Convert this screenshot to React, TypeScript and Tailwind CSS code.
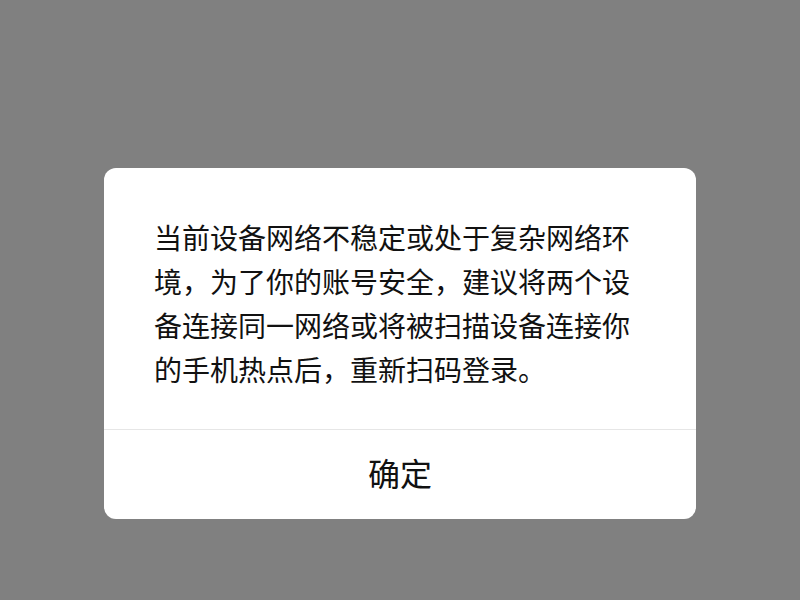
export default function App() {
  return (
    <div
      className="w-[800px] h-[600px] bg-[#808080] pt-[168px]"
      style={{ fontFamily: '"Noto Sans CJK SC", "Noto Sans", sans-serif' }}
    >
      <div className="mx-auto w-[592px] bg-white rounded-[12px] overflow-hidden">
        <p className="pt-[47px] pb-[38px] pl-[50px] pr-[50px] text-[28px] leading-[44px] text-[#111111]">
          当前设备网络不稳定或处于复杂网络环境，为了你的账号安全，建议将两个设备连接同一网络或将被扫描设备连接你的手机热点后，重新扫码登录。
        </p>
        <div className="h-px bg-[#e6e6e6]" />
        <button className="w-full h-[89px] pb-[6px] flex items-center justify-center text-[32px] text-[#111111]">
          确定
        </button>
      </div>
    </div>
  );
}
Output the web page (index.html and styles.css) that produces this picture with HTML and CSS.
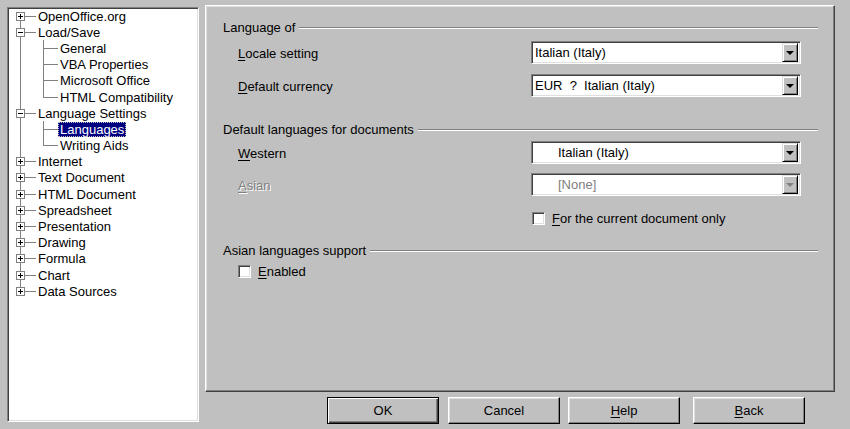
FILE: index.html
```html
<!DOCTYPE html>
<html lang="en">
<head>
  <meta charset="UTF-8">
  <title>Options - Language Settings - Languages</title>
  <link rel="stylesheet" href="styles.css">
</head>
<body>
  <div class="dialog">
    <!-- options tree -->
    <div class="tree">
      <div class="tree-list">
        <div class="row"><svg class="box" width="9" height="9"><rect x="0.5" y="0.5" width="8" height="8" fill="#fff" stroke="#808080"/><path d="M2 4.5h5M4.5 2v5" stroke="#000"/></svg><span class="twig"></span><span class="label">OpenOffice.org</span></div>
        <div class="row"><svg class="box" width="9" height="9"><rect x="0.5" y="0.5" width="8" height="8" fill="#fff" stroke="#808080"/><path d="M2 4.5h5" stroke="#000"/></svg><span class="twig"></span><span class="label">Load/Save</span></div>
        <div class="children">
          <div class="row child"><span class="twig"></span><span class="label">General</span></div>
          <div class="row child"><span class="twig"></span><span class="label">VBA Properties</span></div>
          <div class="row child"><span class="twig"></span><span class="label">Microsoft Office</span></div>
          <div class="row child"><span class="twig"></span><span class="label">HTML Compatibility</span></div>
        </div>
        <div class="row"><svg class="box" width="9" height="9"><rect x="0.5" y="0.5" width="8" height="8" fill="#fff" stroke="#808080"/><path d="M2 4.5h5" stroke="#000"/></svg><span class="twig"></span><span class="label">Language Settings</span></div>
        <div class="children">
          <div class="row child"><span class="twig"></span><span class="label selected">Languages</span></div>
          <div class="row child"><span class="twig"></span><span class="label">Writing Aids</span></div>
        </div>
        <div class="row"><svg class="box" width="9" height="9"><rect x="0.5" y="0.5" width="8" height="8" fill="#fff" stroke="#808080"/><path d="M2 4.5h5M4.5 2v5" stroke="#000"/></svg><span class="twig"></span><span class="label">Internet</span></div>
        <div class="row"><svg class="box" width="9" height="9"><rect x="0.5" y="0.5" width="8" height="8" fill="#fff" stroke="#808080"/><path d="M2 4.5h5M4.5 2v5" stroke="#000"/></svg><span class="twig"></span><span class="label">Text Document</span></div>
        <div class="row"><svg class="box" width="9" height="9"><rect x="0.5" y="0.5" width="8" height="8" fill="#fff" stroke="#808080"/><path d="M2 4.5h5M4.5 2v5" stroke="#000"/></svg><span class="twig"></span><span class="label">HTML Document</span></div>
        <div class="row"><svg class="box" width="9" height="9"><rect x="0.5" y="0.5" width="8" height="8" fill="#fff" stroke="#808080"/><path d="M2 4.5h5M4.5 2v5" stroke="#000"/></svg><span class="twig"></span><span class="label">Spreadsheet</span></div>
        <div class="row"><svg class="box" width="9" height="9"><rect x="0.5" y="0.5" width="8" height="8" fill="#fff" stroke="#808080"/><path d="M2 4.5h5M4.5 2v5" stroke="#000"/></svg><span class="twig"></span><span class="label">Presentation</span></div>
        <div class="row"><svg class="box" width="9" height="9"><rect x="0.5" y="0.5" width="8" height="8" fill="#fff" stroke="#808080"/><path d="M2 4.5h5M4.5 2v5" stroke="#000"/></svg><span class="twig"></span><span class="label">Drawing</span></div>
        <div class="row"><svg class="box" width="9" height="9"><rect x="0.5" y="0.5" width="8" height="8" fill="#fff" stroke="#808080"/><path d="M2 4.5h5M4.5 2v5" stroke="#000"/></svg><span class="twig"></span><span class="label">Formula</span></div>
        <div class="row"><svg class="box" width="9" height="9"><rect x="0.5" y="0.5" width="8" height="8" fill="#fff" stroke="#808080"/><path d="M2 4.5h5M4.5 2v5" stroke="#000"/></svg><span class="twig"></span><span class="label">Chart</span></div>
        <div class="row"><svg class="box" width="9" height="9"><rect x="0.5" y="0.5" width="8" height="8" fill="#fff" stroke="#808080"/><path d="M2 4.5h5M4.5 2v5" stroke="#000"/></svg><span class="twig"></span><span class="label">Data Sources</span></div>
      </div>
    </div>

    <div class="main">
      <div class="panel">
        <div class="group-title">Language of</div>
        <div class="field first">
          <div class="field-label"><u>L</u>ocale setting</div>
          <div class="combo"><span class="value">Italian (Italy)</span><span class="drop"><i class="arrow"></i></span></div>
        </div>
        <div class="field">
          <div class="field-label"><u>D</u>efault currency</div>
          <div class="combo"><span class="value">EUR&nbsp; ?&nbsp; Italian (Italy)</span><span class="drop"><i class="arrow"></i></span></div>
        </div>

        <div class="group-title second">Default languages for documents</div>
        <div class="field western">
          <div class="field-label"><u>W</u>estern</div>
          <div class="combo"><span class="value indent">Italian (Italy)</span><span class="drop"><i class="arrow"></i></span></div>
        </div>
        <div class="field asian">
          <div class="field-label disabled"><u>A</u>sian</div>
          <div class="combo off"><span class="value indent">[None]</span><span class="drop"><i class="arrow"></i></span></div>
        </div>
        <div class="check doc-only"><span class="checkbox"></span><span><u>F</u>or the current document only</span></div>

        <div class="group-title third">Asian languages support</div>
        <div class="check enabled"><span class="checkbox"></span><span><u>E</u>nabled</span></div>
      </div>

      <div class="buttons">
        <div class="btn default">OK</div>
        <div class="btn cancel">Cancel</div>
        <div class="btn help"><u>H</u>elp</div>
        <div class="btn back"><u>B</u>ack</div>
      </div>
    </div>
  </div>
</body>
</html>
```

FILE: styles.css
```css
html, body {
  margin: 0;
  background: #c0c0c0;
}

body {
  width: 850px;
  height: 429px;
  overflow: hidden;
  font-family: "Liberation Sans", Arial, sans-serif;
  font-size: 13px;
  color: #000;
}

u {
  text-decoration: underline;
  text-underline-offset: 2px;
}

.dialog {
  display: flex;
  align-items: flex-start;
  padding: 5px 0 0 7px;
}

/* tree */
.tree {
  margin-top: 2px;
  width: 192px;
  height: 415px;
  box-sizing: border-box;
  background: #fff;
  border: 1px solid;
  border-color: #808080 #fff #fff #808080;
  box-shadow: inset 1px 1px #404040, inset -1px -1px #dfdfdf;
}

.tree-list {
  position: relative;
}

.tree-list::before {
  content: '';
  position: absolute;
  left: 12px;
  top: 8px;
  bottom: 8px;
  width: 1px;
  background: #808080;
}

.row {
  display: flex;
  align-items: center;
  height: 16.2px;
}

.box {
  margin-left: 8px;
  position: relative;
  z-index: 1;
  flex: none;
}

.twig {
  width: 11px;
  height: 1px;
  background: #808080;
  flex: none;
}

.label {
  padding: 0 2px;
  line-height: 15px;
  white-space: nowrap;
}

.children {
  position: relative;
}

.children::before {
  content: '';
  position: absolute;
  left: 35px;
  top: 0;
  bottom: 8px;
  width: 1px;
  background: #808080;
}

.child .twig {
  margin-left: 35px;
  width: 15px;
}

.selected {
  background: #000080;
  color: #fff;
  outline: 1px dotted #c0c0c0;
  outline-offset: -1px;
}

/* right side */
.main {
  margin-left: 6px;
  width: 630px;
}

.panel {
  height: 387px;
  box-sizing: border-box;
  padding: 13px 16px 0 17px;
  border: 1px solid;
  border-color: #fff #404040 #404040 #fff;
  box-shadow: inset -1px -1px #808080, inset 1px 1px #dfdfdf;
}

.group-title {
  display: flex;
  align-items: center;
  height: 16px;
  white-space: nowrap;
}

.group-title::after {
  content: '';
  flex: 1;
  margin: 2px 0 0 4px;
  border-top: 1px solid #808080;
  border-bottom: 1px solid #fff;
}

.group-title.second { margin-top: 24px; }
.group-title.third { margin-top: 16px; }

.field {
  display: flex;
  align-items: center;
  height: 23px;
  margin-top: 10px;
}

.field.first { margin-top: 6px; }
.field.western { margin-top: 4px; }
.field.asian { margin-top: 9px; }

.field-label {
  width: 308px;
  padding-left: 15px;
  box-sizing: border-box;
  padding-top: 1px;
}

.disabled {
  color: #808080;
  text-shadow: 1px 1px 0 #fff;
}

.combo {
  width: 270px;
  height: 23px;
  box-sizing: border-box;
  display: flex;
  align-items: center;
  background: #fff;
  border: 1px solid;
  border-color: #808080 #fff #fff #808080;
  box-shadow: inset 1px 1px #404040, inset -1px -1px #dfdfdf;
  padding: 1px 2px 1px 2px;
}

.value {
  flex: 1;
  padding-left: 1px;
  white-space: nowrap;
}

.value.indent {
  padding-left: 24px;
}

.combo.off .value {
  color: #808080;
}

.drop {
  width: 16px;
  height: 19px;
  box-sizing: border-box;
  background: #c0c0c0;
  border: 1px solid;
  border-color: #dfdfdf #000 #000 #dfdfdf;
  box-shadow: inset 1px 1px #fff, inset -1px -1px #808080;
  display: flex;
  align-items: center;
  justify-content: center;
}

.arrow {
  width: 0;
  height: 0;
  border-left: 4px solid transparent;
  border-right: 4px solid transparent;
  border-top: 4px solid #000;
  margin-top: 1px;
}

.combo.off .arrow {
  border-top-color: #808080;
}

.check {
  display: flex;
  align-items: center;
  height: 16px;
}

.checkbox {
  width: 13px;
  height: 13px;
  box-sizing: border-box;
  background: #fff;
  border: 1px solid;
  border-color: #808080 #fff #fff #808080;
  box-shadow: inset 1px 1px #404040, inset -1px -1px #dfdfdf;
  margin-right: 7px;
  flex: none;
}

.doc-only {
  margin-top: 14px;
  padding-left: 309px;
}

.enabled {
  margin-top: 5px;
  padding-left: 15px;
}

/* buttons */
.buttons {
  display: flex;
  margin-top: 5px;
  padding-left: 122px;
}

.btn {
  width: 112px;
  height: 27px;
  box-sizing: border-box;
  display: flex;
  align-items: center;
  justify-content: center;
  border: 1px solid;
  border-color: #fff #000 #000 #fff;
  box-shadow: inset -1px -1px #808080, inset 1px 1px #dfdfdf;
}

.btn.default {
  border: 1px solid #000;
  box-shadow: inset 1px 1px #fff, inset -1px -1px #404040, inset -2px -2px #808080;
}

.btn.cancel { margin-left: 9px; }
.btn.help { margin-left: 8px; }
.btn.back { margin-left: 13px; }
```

*Directive*.
Using the listing above, return all lines where the word "index" occurs.

*Problem solution*.
Output the web page (index.html and styles.css) that produces this picture with HTML and CSS.
FILE: index.html
  z-index: 1;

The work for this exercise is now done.